退屈な日々 / Der graue Alltag

将来の展望が見えない現代。それでも映画や本を楽しみ、ダラダラと過ごす日常を生暖かく記録する。

スパイダーマン3

公開時に見逃した「スパイダーマン3」(2007年, サム・ライミ)をDVD鑑賞する。大味な映画だけどスカッとできる映画ではない。それでも普通におもしろい。

主人公のピーターと親友ハリーとの対決は、「ゴブリンJr.」ともいうべきストーリーで、「復讐」と「赦し」といった容易に解決することのできない深遠なテーマを感じる。さらにサンドマンの悲哀に満ちた設定と併せて、映画全体を陰鬱した重い雰囲気にしている。
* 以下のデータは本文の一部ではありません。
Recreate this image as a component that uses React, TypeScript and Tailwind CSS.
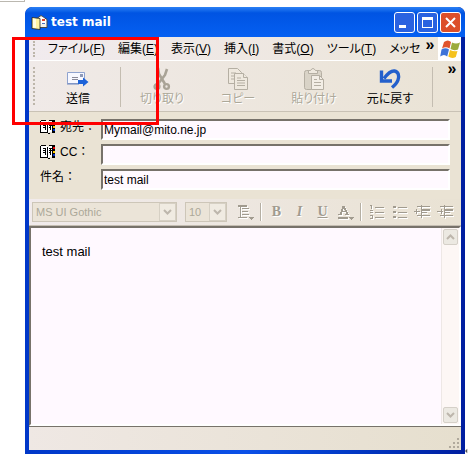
import type { ReactNode } from 'react';

const MENUS = [
  { label: 'ファイル', key: 'F' },
  { label: '編集', key: 'E' },
  { label: '表示', key: 'V' },
  { label: '挿入', key: 'I' },
  { label: '書式', key: 'O' },
  { label: 'ツール', key: 'T' },
];

function MailIcon() {
  return (
    <svg viewBox="0 0 17 16" className="h-4 w-[17px] shrink-0">
      <path d="M4.500 5.500L10 1.500l6 4v8h-11z" fill="#f6f3ea" stroke="#4a4a4a" />
      <path d="M7 5l4-2.500L15 6v4H8z" fill="#fff" />
      <path d="M11 5h3v2h-3z" fill="#e0442a" />
      <path d="M11 9h3v1h-3z" fill="#4a6fc0" />
      <path d="M1 3.500l8 1v11l-8-1z" fill="#fff3a0" stroke="#222" strokeWidth=".8" />
      <path d="M2 4.500l3 .5v9l-3-.5z" fill="#fffce0" />
    </svg>
  );
}

function SendIcon() {
  return (
    <svg viewBox="0 0 22 16" className="h-4 w-[22px]">
      <path d="M.5 1.500h17v11H.5z" fill="#f7f8ff" stroke="#8fa3cf" />
      <path d="M0 13h12" stroke="#6d86bd" />
      <path d="M13 3h3v3h-3z" fill="#8f9ab8" />
      <path d="M5 6.500h6M5 8.500h6" stroke="#8a8a98" />
      <path d="M11 9h5V6.500l5.500 4.500-5.500 4.500V13h-5z" fill="#1c62d8" />
    </svg>
  );
}

function CutIcon() {
  return (
    <svg viewBox="0 0 18 24" className="h-6 w-[18px]" fill="none" stroke="#a9a396">
      <path d="M5 1l1 6 6 10M14 2l-2 6-7 9" strokeWidth="2.600" />
      <circle cx="4" cy="19.500" r="2.400" strokeWidth="2.400" />
      <circle cx="13.500" cy="19.500" r="2.400" strokeWidth="2.400" />
    </svg>
  );
}

function CopyIcon() {
  return (
    <svg viewBox="0 0 22 24" className="h-6 w-[22px]" fill="#efe9df" stroke="#b5afa3">
      <path d="M1.500 1.500h9l4 4v11h-13z" />
      <path d="M4 6h5M4 9h7M4 12h6" />
      <path d="M7.500 6.500h9l4 4v12h-13z" />
      <path d="M16.500 6.500v4h4M10 11h4M10 13.500h8M10 16h8M10 18.500h8" />
    </svg>
  );
}

function PasteIcon() {
  return (
    <svg viewBox="0 0 22 24" className="h-6 w-[22px]" stroke="#b5afa3">
      <rect x="1.500" y="3.500" width="17" height="19" rx="2" fill="#d9d3c7" />
      <path d="M5.500 6.500v-3h2q2.500-4 5 0h2v3z" fill="#efe9df" />
      <path d="M8.500 8.500h8l4 4v10h-12z" fill="#f3eee6" />
      <path d="M16.500 8.500v4h4M11 12.500h3M11 15.500h7M11 18.500h7" fill="none" />
    </svg>
  );
}

function UndoIcon() {
  return (
    <svg viewBox="0 0 22 24" className="h-6 w-[22px]" fill="none" stroke="#2460cc">
      <path d="M5 11.500C9 6 12 3.500 15.500 4c4 .6 5 5 3.500 9-1 3-3 5-6 7.500" strokeWidth="3.400" />
      <path d="M2.500 3.500v10.500h10.500" strokeWidth="3.400" />
    </svg>
  );
}

function BookIcon() {
  return (
    <svg viewBox="0 0 16 15" className="h-[15px] w-4 shrink-0" shapeRendering="crispEdges">
      <path d="M1 2h6l1 1 1-1h4v11H9l-1 1-1-1H1z" fill="#fff" />
      <path d="M.5 2v11.500M1 1.500h5M9 1.500h4M0 13.500h7M8 14.500h2M7.500 3v11M3 4.500h3M3 6.500h3M3 8.500h2M5.500 5v6M9 4.500h3M9 6.500h3M9 8.500h2M10.500 5v6" stroke="#000" fill="none" />
      <path d="M12 1h3v13h-3z" fill="#000" />
      <path d="M13 3h2v2h-2z" fill="#e00" />
      <path d="M13 7h2v2h-2z" fill="#fc0" />
      <path d="M13 10h2v2h-2z" fill="#03c" />
    </svg>
  );
}

function FlagIcon() {
  return (
    <svg viewBox="0 0 20 18" className="h-[18px] w-5">
      <path d="M4 2q4-3 7 0L9.500 8.500Q6 6 2 8.500z" fill="#e0532c" />
      <path d="M12 2.500q4 2 8 0L18 9.500q-4 1.500-7.500-.5z" fill="#9cab3c" />
      <path d="M1.500 9.500q4-2.500 7.500 0l-1.800 7q-3-3-7 0z" fill="#3f74d8" />
      <path d="M10 10q4 2 7.500 1l-1.700 6q-4 2-7.500-.5z" fill="#f5c21e" />
    </svg>
  );
}

function Chevron({ up = false }: { up?: boolean }) {
  return (
    <svg viewBox="0 0 9 6" className="h-[6px] w-[9px]" fill="none" stroke="#bdb6ac" strokeWidth="2">
      <path d={up ? 'M1 5l3.500-3.500L8 5' : 'M1 1l3.500 3.500L8 1'} />
    </svg>
  );
}

function MoreButton({ label, className }: { label: string; className: string }) {
  return (
    <button aria-label={label} className={`h-4 w-4 shrink-0 text-center text-base leading-4 font-bold ${className}`}>
      »
    </button>
  );
}

function Grip({ className }: { className: string }) {
  return <div className={`w-0 shrink-0 border-l-2 border-dotted border-[#bdb6aa] ${className}`} />;
}

function ToolButton({ icon, label, disabled = false }: { icon: ReactNode; label: string; disabled?: boolean }) {
  return (
    <button disabled={disabled} className="flex w-[76px] shrink-0 flex-col items-center text-black disabled:text-[#aca899] disabled:[text-shadow:1px_1px_0_#fff]">
      <span className="flex h-6 items-center">{icon}</span>
      <span className="text-xs leading-4 whitespace-nowrap [font-feature-settings:'palt']">{label}</span>
    </button>
  );
}

function FormatButton({ label, children }: { label: string; children: ReactNode }) {
  return (
    <button disabled aria-label={label} className="flex h-5 w-[23px] shrink-0 items-center justify-center font-['Liberation_Serif',serif] text-sm font-bold text-[#a19b8f] [text-shadow:1px_1px_0_#fff]">
      {children}
    </button>
  );
}

function FormatIcon({ d, arrow = false }: { d: string; arrow?: boolean }) {
  return (
    <svg viewBox="0 0 17 16" className="h-4 w-[17px]" shapeRendering="crispEdges" fill="none" stroke="#a19b8f">
      <path d={d} stroke="#fff" transform="translate(1 1)" />
      <path d={d} />
      {arrow && <path d="M12 13h5l-2.500 3z" fill="#a19b8f" stroke="none" />}
    </svg>
  );
}

function Field({ id, label, value, book = false }: { id: string; label: string; value: string; book?: boolean }) {
  return (
    <div className="flex h-[21px]">
      <label htmlFor={id} className="flex w-[61px] shrink-0 items-start gap-1 leading-4">
        {book && <BookIcon />}
        <span className="whitespace-nowrap">{label}</span>
      </label>
      <input
        id={id}
        defaultValue={value}
        className="h-[21px] min-w-0 flex-1 border-2 border-t-[#77726a] border-r-white border-b-white border-l-[#77726a] bg-[#fff9ff] px-px text-xs outline-none"
      />
    </div>
  );
}

function Dropdown({ label, value, className }: { label: string; value: string; className: string }) {
  return (
    <div className={`relative h-5 shrink-0 ${className}`}>
      <select disabled aria-label={label} className="h-5 w-full appearance-none border border-[#cdc6b8] bg-[#ebe4d8] pl-[3px] text-[11px] text-[#aca899] opacity-100">
        <option>{value}</option>
      </select>
      <span className="pointer-events-none absolute top-px right-px flex h-[18px] w-[17px] items-center justify-center border border-[#d6d0c4] bg-[#f0ebe2]">
        <Chevron />
      </span>
    </div>
  );
}

function Divider() {
  return <div className="mx-[3px] h-[18px] w-0 shrink-0 border-r border-l border-r-white border-l-[#b5afa3]" />;
}

const captionButton = 'flex h-[21px] w-[21px] items-center justify-center rounded-[3px] border border-white';

export default function App() {
  return (
    <div className="relative h-screen overflow-hidden bg-white pt-[7px] pr-[3px] pb-1 pl-[25px] font-['Liberation_Sans','Noto_Sans_CJK_JP',sans-serif] text-xs text-black">
      <div className="absolute top-0 left-0 h-[2px] w-[25px] border-r border-b border-[#bbb8b0]" />
      <main className="flex h-full flex-col overflow-hidden rounded-t-[7px] bg-linear-to-r from-[#0037c8] via-[#0b50e8] to-[#001ea0] px-1 pb-1">
        <header className="-mx-1 flex h-[30px] shrink-0 items-center rounded-t-[7px] bg-linear-to-b from-[#2a80f4] via-[#0054e3] via-20% to-[#0560f2] pr-1 pl-[6px]">
          <MailIcon />
          <h1 className="ml-[3px] flex-1 font-['DejaVu_Sans',sans-serif] text-xs font-bold text-white">test mail</h1>
          <div className="flex gap-[2px]">
            <button aria-label="最小化" className={`${captionButton} bg-[#2a62e0]`}>
              <span className="mt-[9px] mr-1 h-[3px] w-[7px] bg-white" />
            </button>
            <button aria-label="最大化" className={`${captionButton} bg-[#2a62e0]`}>
              <span className="h-[11px] w-[11px] border border-t-[3px] border-white" />
            </button>
            <button aria-label="閉じる" className={`${captionButton} bg-[#dc4f2a]`}>
              <svg viewBox="0 0 11 11" className="h-[11px] w-[11px]" stroke="#fff" strokeWidth="2">
                <path d="M1 1l9 9M10 1l-9 9" />
              </svg>
            </button>
          </div>
        </header>

        <nav className="flex h-6 shrink-0 items-center border-b border-white bg-linear-to-r from-[#f1ebee] to-[#ece5d8]">
          <Grip className="ml-1 h-4" />
          <div className="ml-[13px] flex min-w-0 flex-1 gap-[13px] overflow-hidden whitespace-nowrap [font-feature-settings:'palt']">
            {MENUS.map((m) => (
              <button key={m.key} className="shrink-0">
                {m.label}(<u>{m.key}</u>)
              </button>
            ))}
            <button className="shrink-0">メッセ</button>
          </div>
          <MoreButton label="その他のメニュー" className="mb-2" />
          <div className="flex h-full w-[23px] shrink-0 items-center justify-center bg-white">
            <FlagIcon />
          </div>
        </nav>

        <section className="flex h-[51px] shrink-0 items-start overflow-hidden border-b border-[#c9c2b5] bg-linear-to-r from-[#f0eae8] to-[#eae3d5]">
          <div className="flex min-w-0 flex-1 overflow-hidden pt-[6px]">
            <Grip className="mr-[5px] ml-1 h-[38px]" />
            <ToolButton icon={<SendIcon />} label="送信" />
            <div className="mr-[3px] ml-1 h-10 border-l border-[#c4bdb1]" />
            <ToolButton icon={<CutIcon />} label="切り取り" disabled />
            <ToolButton icon={<CopyIcon />} label="コピー" disabled />
            <ToolButton icon={<PasteIcon />} label="貼り付け" disabled />
            <ToolButton icon={<UndoIcon />} label="元に戻す" />
            <div className="ml-1 h-10 border-l border-[#c4bdb1]" />
          </div>
          <MoreButton label="その他のボタン" className="mr-px" />
        </section>

        <form className="flex shrink-0 flex-col gap-1 bg-[#eae3d4] pt-[7px] pr-[11px] pb-[9px] pl-[11px]">
          <Field id="to" label="宛先：" value="Mymail@mito.ne.jp" book />
          <Field id="cc" label="CC：" value="" book />
          <Field id="subject" label="件名：" value="test mail" />
        </form>

        <section className="flex h-[27px] shrink-0 items-center overflow-hidden border-b border-[#c4bdb1] bg-linear-to-r from-[#f1ebec] to-[#e9e2d3] pl-[3px]">
          <Dropdown label="フォント" value="MS UI Gothic" className="mr-2 w-[145px]" />
          <Dropdown label="サイズ" value="10" className="mr-[7px] w-[42px]" />
          <FormatButton label="段落スタイル">
            <FormatIcon d="M1 1.500h9M1 2.500h9M1 13.500h9M5 4.500h7M5 7.500h6M5 10.500h7M3.500 2v12" arrow />
          </FormatButton>
          <Divider />
          <FormatButton label="太字">B</FormatButton>
          <FormatButton label="斜体"><i>I</i></FormatButton>
          <FormatButton label="下線"><u>U</u></FormatButton>
          <FormatButton label="文字の色">
            <FormatIcon d="M1 10.500h4M8 10.500h4M3.500 10L6 2l4 8M4.500 10L7 2l4 8M4 7.500h5M1 13.500h10M1 14.500h10" arrow />
          </FormatButton>
          <Divider />
          <FormatButton label="番号付き">
            <FormatIcon d="M3.500 1v4M2 1.500h2M2 6.500h3M2 8.500h3M2 11.500h3M2 14.500h3M4.500 11v4M7 3.500h9M7 8.500h9M7 13.500h9" />
          </FormatButton>
          <FormatButton label="箇条書き">
            <FormatIcon d="M2 2.500h3M2 3.500h3M2 7.500h3M2 8.500h3M2 12.500h3M2 13.500h3M7 3.500h9M7 8.500h9M7 13.500h9" />
          </FormatButton>
          <FormatButton label="インデント解除">
            <FormatIcon d="M3 2.500h13M7 5.500h9M7 6.500h9M7 8.500h6M3 11.500h13M0 7.500h6M2.500 5v5M7.500 1v13" />
          </FormatButton>
          <FormatButton label="インデント">
            <FormatIcon d="M3 2.500h13M7 5.500h9M7 6.500h9M7 8.500h6M3 11.500h13M0 7.500h6M4.500 5v5M7.500 1v13" />
          </FormatButton>
        </section>

        <section className="flex min-h-0 flex-1 border-2 border-t-[#77726a] border-r-white border-b-white border-l-[#77726a] bg-[#fff9ff]">
          <textarea aria-label="本文" defaultValue="test mail" className="min-w-0 flex-1 resize-none overflow-hidden px-[11px] py-4 text-[13px] leading-4 outline-none" />
          <div className="flex w-[18px] flex-col justify-between border-l border-[#eee8e6] bg-[#fdf7f5] p-px">
            <button aria-label="上へ" className="flex h-4 items-center justify-center rounded-[2px] border border-[#d5d0c8] bg-[#ece9e2]">
              <Chevron up />
            </button>
            <button aria-label="下へ" className="flex h-4 items-center justify-center rounded-[2px] border border-[#d5d0c8] bg-[#ece9e2]">
              <Chevron />
            </button>
          </div>
        </section>

        <footer className="flex h-6 shrink-0 items-end justify-end border-t border-[#77726a] bg-linear-to-r from-[#efe8e4] to-[#e6dfce] p-px">
          <svg viewBox="0 0 12 12" className="h-3 w-3" fill="#b0a99c" shapeRendering="crispEdges">
            <path d="M9 1h2v2H9zM5 5h2v2H5zM9 5h2v2H9zM1 9h2v2H1zM5 9h2v2H5zM9 9h2v2H9z" />
          </svg>
        </footer>
      </main>
      <div className="pointer-events-none absolute top-[37px] left-3 h-[88px] w-[147px] border-[3px] border-[#f00]" />
      <svg viewBox="0 0 4 6" className="absolute right-0 bottom-1 h-[6px] w-[3px]">
        <path d="M0 3l3-3v6z" fill="#555" />
      </svg>
    </div>
  );
}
アメコミなのだから深く考えずに楽しみたいと思うのだが、それを許さない作品である。でも各キャラクターが軽いので重いテーマを受け止められていない。

一方、謎の黒い物体に取り付かれたブラックスパイダーマン(黒ピーター)のダークサイドは微笑ましい。悪行が小さいので、ほっとできるほどだ。黒ピーターが、ニューヨークの街をはしゃぎながら闊歩する場面は笑える。どうせなら徹底的に悪になりきってほしかったが、そうすると別の映画になってしまうだろうか。

本作でも言えることだが、シリーズ通してMJを演じるキルスティン・ダンストの何とも言えない魅力がすばらしい。この映画でもMJだけはまともなキャラである。世間では、ブサイクとか酷い言われようだが、シリーズに欠かせない存在感がある。彼女をキャスティングしたサム・ライミの卓見は評価に値する。

本作のエンディングはシリーズ集大成のようにもみなせるが、続編は作られるのだろうか。三部作としてこれで終わってもいいが、もう一作ぐらいは見てみたい気もする。